Johannes Hoorn

Johannes Hoorn (Lutjegast, 2 oktober 1949 – aldaar, 10 januari 2013) was predikant van de Gereformeerde Kerk te Grootegast. Deze kerk maakte deel uit van de Gereformeerde Kerken (vrijgemaakt) tot aan haar Afscheiding in 1986, die volgde op de veroordeling van het gevoelen van ds. Hoorn inzake artikel 28 van de Nederlandse Geloofsbelijdenis door de Generale Synode van Heemse (1984-1985).

Geschil met de Generale Synode van de Gereformeerde Kerken (vrijgemaakt)[bewerken | brontekst bewerken]

Ds. Hoorn zag zich als gereformeerd predikant gebonden aan wat geschreven staat in de Heilige Schrift en de gereformeerde belijdenis, maar had moeite met een gangbare interpretatie van artikel 28 van de Nederlandse Geloofsbelijdenis. Volgens deze interpretatie leert dit artikel dat er gelovigen buiten de kerk zijn, die zich nog bij de kerk moeten voegen door het doen van de juiste kerkkeuze. Toen de classis Grootegast van 1983 uitsprak: "Artikel 28 van de N.G.B. gaat er duidelijk vanuit, dat er gelovigen zijn buiten de Kerk, daar zij worden opgeroepen zich bij de Kerk te voegen", stelde ds. Hoorn hiertegenover: "Dit artikel zegt niet, dat er gelovigen zijn, die zich niet bij de kerk voegen, maar zegt, dat alle gelovigen zich bij de kerk moeten voegen. Het zegt ook niet, dat alle gelovigen, die buiten de kerk zijn, zich daarbij moeten voegen. En als motief voor het feit, dat men zich bij de kerk moet voegen, voert artikel 28 niet aan: omdat men buiten de kerk verkeert, maar: omdat er buiten de kerk geen zaligheid is."[1]

Dit liet hij volgen door een opsomming van 9 overwegingen bij artikel 28, waaruit hij de conclusie trok "dat het niet behoort tot de leer der kerk in artikel 28 van de N.G.B., dat er ware gelovigen zijn buiten de kerk, ware gelovigen, die zich niet bij de kerk voegen. Een classis binnen de Gereformeerde Kerken in Nederland behoort ambtsdragers in haar ressort niet te binden aan datgene, waarvan volgens haar artikel 28 van de N.G.B. uitgaat, maar aan datgene, wat in dit artikel zelf staat geschreven; aan niets meer en aan niets minder dan dat. In het andere geval loopt men het gevaar het katholieke geloof te binden aan eigen wijsheid in plaats van ernaar te jagen om samen met al de heiligen te vatten hoe groot de breedte en lengte en hoogte en diepte is, en te kennen de liefde van Christus, die de kennis te boven gaat (vgl. Efe. 3)."[1]
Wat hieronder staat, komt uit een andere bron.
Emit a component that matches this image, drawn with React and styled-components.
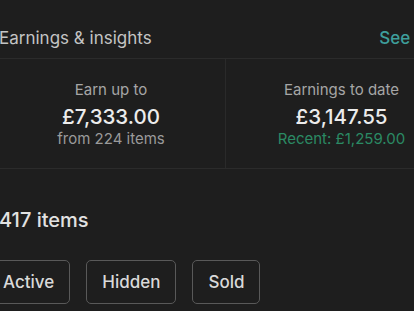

Een meerderheid binnen de kerkenraad van de Gereformeerde Kerk te Grootegast beschouwde de zienswijze van dominee Hoorn als in strijd met Schrift en belijdenis, en bracht het daarom ter toetsing op de Generale Synode van Heemse (1984-1985). Deze synode was het eens met de classis die 'gelovigen buiten de kerk' tot uitgangspunt van artikel 28 verklaarde. Ze achtte Christus "door zijn Geest en Woord in zijn voortdurende arbeid breder bezig dan wij dikwijls kunnen opmerken" en sprak daarom uit dat "in het gevoelen van ds. Hoorn aan de breedheid van Christus' werk en aan Gods barmhartigheid in het vergaderen van de kerk op onaanvaardbare wijze tekort wordt gedaan. Daarom behoort ds. Hoorn dit gevoelen als in strijd met Schrift en belijdenis publiek te herroepen."

Ds. Hoorn weigerde echter zijn gevoelen te herroepen. Volgens hem had de synode allerminst aangetoond dat hij in strijd kwam met wat in Schrift en belijdenis staat uitgedrukt, maar baseerde zij zich slechts op een interpretatie van wat geschreven staat. Vanwege deze weigering werd ds. Hoorn door zijn kerkenraad in 1984 geschorst en in 1985 afgezet. In 1986 ging een deel van de gemeente over tot Afscheiding. Ds. Hoorn diende de afgescheiden kerk tot aan zijn overlijden in 2013.